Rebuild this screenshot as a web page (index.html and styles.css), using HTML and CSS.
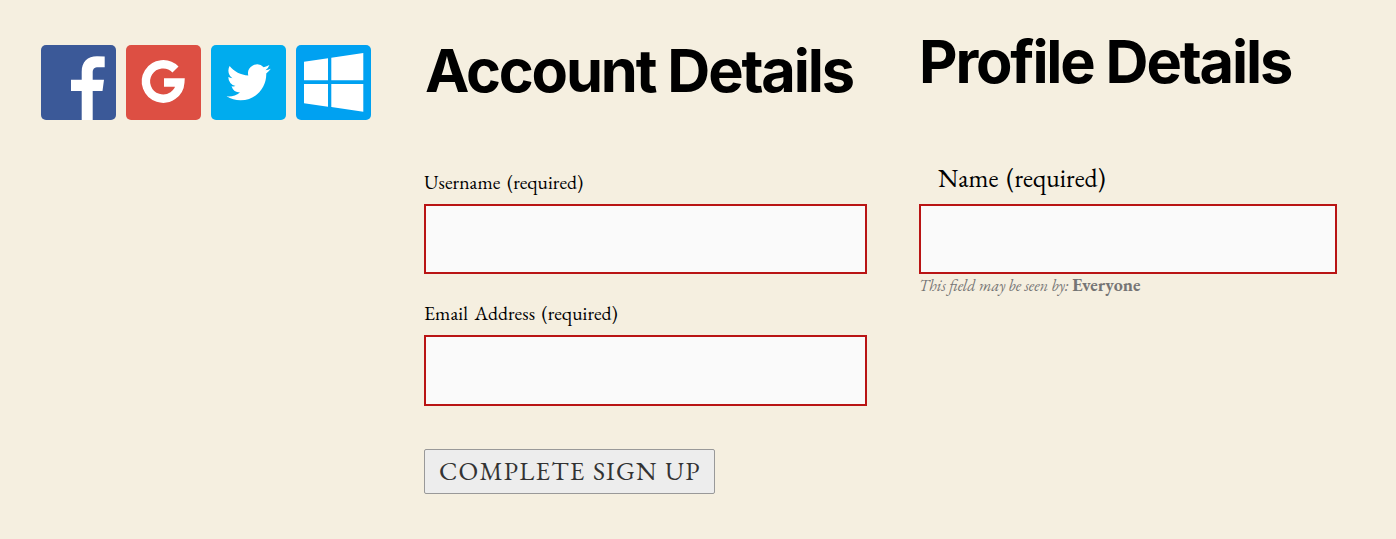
FILE: index.html
```html
<!DOCTYPE html>
<html lang="en">
<head>
<meta charset="utf-8">
<title>Sign Up</title>
<link rel="stylesheet" href="styles.css">
</head>
<body>
<form class="signup">
  <nav class="social" aria-label="Social sign up">
    <a class="tile facebook" aria-label="Facebook"><svg viewBox="0 0 75 75"><path d="M40.7 75V46H30V34.7H40.7V27C40.7 16.5 46.5 11.2 56 11.2Q60 11.2 63.7 11.6V22.3H57.5C53 22.3 51.7 24 51.7 28V34.7H63L61.5 46H51.7V75Z"/></svg></a>
    <a class="tile google" aria-label="Google"><svg viewBox="0 0 75 75"><path class="stroke" d="M49.5 24.5A17.2 17.2 0 1 0 54.3 37.5H38"/></svg></a>
    <a class="tile twitter" aria-label="Twitter"><svg viewBox="0 0 75 75"><path transform="translate(15.6 15.3) scale(1.84)" d="M23.953 4.57a10 10 0 01-2.825.775 4.958 4.958 0 002.163-2.723c-.951.555-2.005.959-3.127 1.184a4.92 4.92 0 00-8.384 4.482C7.69 8.095 4.067 6.13 1.64 3.162a4.822 4.822 0 00-.666 2.475c0 1.71.87 3.213 2.188 4.096a4.904 4.904 0 01-2.228-.616v.06a4.923 4.923 0 003.946 4.827 4.996 4.996 0 01-2.212.085 4.936 4.936 0 004.604 3.417 9.867 9.867 0 01-6.102 2.105c-.39 0-.779-.023-1.17-.067a13.995 13.995 0 007.557 2.209c9.053 0 13.998-7.496 13.998-13.985 0-.21 0-.42-.015-.63A9.935 9.935 0 0024 4.59z"/></svg></a>
    <a class="tile windows" aria-label="Windows"><svg viewBox="0 0 75 75"><path d="M8 16.7L32 13.3V35.3H8ZM35.3 12.7L67.3 8V35.3H35.3ZM8 39H32V61.7L8 58.3ZM35.3 39H67.3V66.7L35.3 62Z"/></svg></a>
  </nav>
  <section class="account">
    <h2 class="title">Account Details</h2>
    <label class="label" for="username">Username (required)</label>
    <input class="field" id="username" type="text">
    <label class="label label-email" for="email">Email Address (required)</label>
    <input class="field field-email" id="email" type="email">
    <button class="submit" type="button">COMPLETE SIGN UP</button>
  </section>
  <section class="profile">
    <h2 class="title">Profile Details</h2>
    <label class="label label-name" for="name">Name (required)</label>
    <input class="field" id="name" type="text">
    <p class="visibility"><em>This field may be seen by:</em> <strong>Everyone</strong></p>
  </section>
</form>
</body>
</html>
```
FILE: styles.css
```css
* { box-sizing: border-box; }
body {
  margin: 0;
  min-height: 539px;
  background: #f5efe0;
  color: #000;
  font-family: "EB Garamond", Garamond, "Liberation Serif", serif;
}
.signup { display: flex; align-items: flex-start; padding-left: 41px; }
.social { display: flex; gap: 10px; padding-top: 45px; width: 383px; }
.tile { width: 75px; height: 75px; border-radius: 5px; overflow: hidden; }
.tile svg { display: block; width: 75px; height: 75px; fill: #fff; }
.tile .stroke { fill: none; stroke: #fff; stroke-width: 8.4; }
.facebook { background: #3b5998; }
.google { background: #dd4f43; }
.twitter { background: #00acee; }
.windows { background: #00a1f1; }
.account { width: 443px; padding-top: 40px; }
.profile { width: 418px; margin-left: 52px; padding-top: 31px; }
.title {
  margin: 0 0 67px;
  font: 700 59.5px/60px Inter, sans-serif;
  letter-spacing: -2.15px;
  white-space: nowrap;
}
.account .title { padding-left: 1px; }
.profile .title { margin-bottom: 72px; }
.label { display: block; margin-bottom: 7px; font-size: 19.6px; line-height: 30px; letter-spacing: 0.06px; word-spacing: 2.5px; }
.label-email { margin-top: 24px; }
.label-name { margin-bottom: 11px; padding-left: 19px; font-size: 25.6px; }
.field {
  display: block;
  width: 100%;
  height: 70px;
  padding: 0 16px;
  border: 2px solid #b91414;
  border-radius: 0;
  background: #fafafa;
  font: inherit;
}
.field-email { height: 71px; }
.submit {
  display: block;
  width: 291px;
  height: 45px;
  margin-top: 43px;
  padding: 0 0 0 14px;
  border: 1px solid #999;
  border-radius: 2px;
  background: #ededed;
  color: #333;
  font: 25.8px/43px "EB Garamond", Garamond, "Liberation Serif", serif;
  letter-spacing: 1.2px;
  word-spacing: 1px;
  text-align: left;
  white-space: nowrap;
}
.visibility { margin: 1px 0 0; color: #757575; font-size: 18px; line-height: 20px; white-space: nowrap; }
.visibility em { font-size: 16px; }
```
● ● ● ● ● ● ●
The answer should be a single number: the count of lines in the data that include the string "styles".

3